The four parties seemed last month close to joining forces for the upcoming parliamentary elections only to fail to work out all modalities of their would-be bloc. Apart from the HHSh, those included the radical Hanrapetutyun (Republic) party of Aram Sarkisian, Vazgen Manukian’s National Democratic Union (AZhM), and Raffi Hovannisian’s Zharangutyun (Heritage) party. The opposition People’s Party of Stepan Demirchian, President Robert Kocharian’s main challenger in the last presidential ballot, was also initially involved in their negotiations.

Aram Manukian, deputy chairman of the HHSh, alleged that the talks failed because some of these parties maintain secret ties with the Kocharian government and the Kremlin. “Not only the government but also Russia had a serious impact on the Armenian opposition’s failure to unite,” he said. “I don’t want to go into details because we still have common election-related things to do with those forces.”
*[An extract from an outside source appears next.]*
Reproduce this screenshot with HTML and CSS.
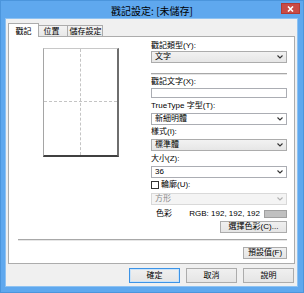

Other opposition leaders have similarly refrained from blaming each other in public. Still, some of them privately point the figure at Hovannisian, saying that his uncompromising desire to top the list of the would-be bloc’s list of candidates precluded an agreement. Hovannisian dismissed such claims on March 9, saying that the pre-election deal fell through because of the presidential ambitions of some of his partners.

Only two of the parties in question, the HHSh and Hanrapetutyun, have a distinctly pro-Western agenda, favoring Armenia’s eventual withdrawal from a Russian-led military pact and membership in NATO.

If established, the alliance would have effectively a sealed a landmark reconciliation between the AZhM’s Manukian and former President Levon Ter-Petrosian, the HHSh’s unofficial leader. The two erstwhile comrades-in-arms led Armenia to independence before falling out in the early 1990s. Manukian and his party, which was set up as an HHSh splinter group, were in staunch opposition to the HHSh government and nearly succeeded in unseating Ter-Petrosian in a reputedly fraudulent 1996 presidential election.

Vazgen Manukian is understood to have been ready, in principle, to team up with his nemesis’s party despite its lingering lack of popularity.